Effects of hydrogen on the reactivity of O2 toward gold nanoparticles and surfaces

Density functional theory (DFT) was used to study the coadsorption of O-2 and H-2 or H on Au(111) and Au(100) and on free pyramidal clusters (Au-25 and Au-29) observed on titania- and ceria-based catalysts. For the adsorption of isolated O-2, no significant interaction was obtained between the flat metal surfaces and the oxygen molecule. Gold clusters (Au-14, Au-25, and Au-29) showed a higher reactivity, but this reactivity depended strongly on the type of uncoordinated sites exposed, ensemble effects, and the fluxionality of the metal nanoparticles. On the Au-14 and Au-29 clusters, a superoxo species and a peroxo moiety were formed, respectively. In contrast, no interaction between O-2 and Au-25 was seen because of the high coordination number of the exposed metal sites. In general, H-2 dissociates much easier on the gold clusters than O-2, but again Au-25 is less reactive than Au-29 or Au-14. The pyramidal Au-25 and Au-29 clusters illustrate the importance of geometry in the chemistry of gold nanoparticles: A smaller particle size does not necessarily imply a bigger chemical reactivity. With the presence of predissociated hydrogen on a gold system, the adsorption energy of oxygen is much higher in absolute value than for the O-2/Au systems, accompanied by the formation of a hydroperoxo species.

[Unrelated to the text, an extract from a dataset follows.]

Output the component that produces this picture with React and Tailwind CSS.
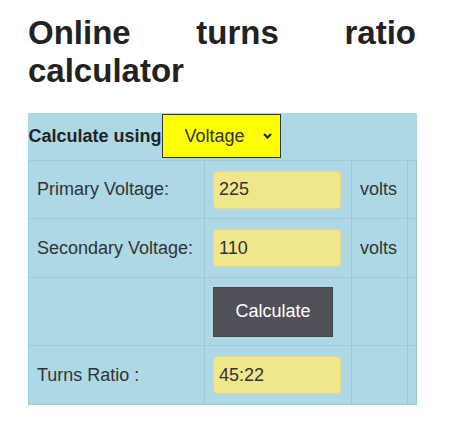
import React, { useState } from "react";

const cell = "border border-[#9ccad8] px-2 align-middle";

export default function App() {
  const [mode, setMode] = useState("voltage");
  const [primary, setPrimary] = useState("225");
  const [secondary, setSecondary] = useState("110");
  const [ratio, setRatio] = useState("45:22");

  const gcd = (a, b) => (b ? gcd(b, a % b) : a);

  const calculate = () => {
    const p = parseInt(primary, 10);
    const s = parseInt(secondary, 10);
    if (!p || !s) return;
    const g = gcd(p, s);
    setRatio(`${p / g}:${s / g}`);
  };

  return (
    <div className="min-h-screen bg-white font-['Liberation_Sans',Arial,sans-serif] text-[18px] text-[#333]">
      <div className="ml-[28px] w-[388px] pt-[14px]">
        <h1 className="text-[33px] leading-[38px] font-bold text-justify text-[#222] mb-[23px]">
          Online turns ratio calculator
        </h1>

        <table className="w-[388px] table-fixed border-collapse bg-[#add8e6]">
          <colgroup>
            <col className="w-[176px]" />
            <col className="w-[147px]" />
            <col className="w-[56px]" />
            <col className="w-[9px]" />
          </colgroup>
          <tbody>
            <tr>
              <td colSpan={4} className="border-b border-[#9ccad8] p-0 pt-[1px] pb-[2px] align-middle">
                <div className="flex items-center">
                  <span className="font-bold text-[#222]">Calculate using</span>
                  <div className="relative">
                    <select
                      value={mode}
                      onChange={(e) => setMode(e.target.value)}
                      className="appearance-none h-[44px] w-[119px] bg-[#ffff00] border border-[#333] pl-[22px] text-[#333] outline-none"
                    >
                      <option value="voltage">Voltage</option>
                      <option value="current">Current</option>
                    </select>
                    <svg
                      className="absolute right-[9px] top-[19px] pointer-events-none"
                      width="9"
                      height="6"
                      viewBox="0 0 9 6"
                    >
                      <path d="M1 1l3.5 3.5L8 1" fill="none" stroke="#222" strokeWidth="2" />
                    </svg>
                  </div>
                </div>
              </td>
            </tr>
            <tr className="h-[58px]">
              <td className={cell}>Primary Voltage:</td>
              <td className={cell}>
                <input
                  value={primary}
                  onChange={(e) => setPrimary(e.target.value)}
                  className="h-[38px] w-[128px] rounded-[4px] border border-[#e4d88a] bg-[#f0e68c] px-[5px] outline-none"
                />
              </td>
              <td className={cell}>volts</td>
              <td className={cell}></td>
            </tr>
            <tr className="h-[59px]">
              <td className={cell}>Secondary Voltage:</td>
              <td className={cell}>
                <input
                  value={secondary}
                  onChange={(e) => setSecondary(e.target.value)}
                  className="h-[38px] w-[128px] rounded-[4px] border border-[#e4d88a] bg-[#f0e68c] px-[5px] outline-none"
                />
              </td>
              <td className={cell}>volts</td>
              <td className={cell}></td>
            </tr>
            <tr className="h-[68px]">
              <td className={cell}></td>
              <td className={cell}>
                <button
                  type="button"
                  onClick={calculate}
                  className="h-[50px] w-[120px] border border-[#45454c] bg-[#515159] text-white"
                >
                  Calculate
                </button>
              </td>
              <td className={cell}></td>
              <td className={cell}></td>
            </tr>
            <tr className="h-[59px]">
              <td className={cell}>Turns Ratio :</td>
              <td className={cell}>
                <input
                  value={ratio}
                  readOnly
                  className="h-[38px] w-[128px] rounded-[4px] border border-[#e4d88a] bg-[#f0e68c] px-[5px] outline-none"
                />
              </td>
              <td className={cell}></td>
              <td className={cell}></td>
            </tr>
          </tbody>
        </table>
      </div>
    </div>
  );
}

The origin of the synergistic effect observed for the coadsorption of hydrogen and O-2 is the formation of O-H bonds that enhance the O <-> Au interactions, reducing (0.15-0.30 angstrom) the O-Au bond lengths. The reaction H(a) + OOH(a) - H2O2(a) was found to be highly exothermic on the Art clusters, An interesting case is when the oxygen orientation allows for simultaneous interaction with two H adatoms: The formation of hydrogen peroxide is readily achieved with an energy release of more than 30 kcal/mol. This reaction is only hindered by the need of a concerted approach of O-2 to the H adatoms.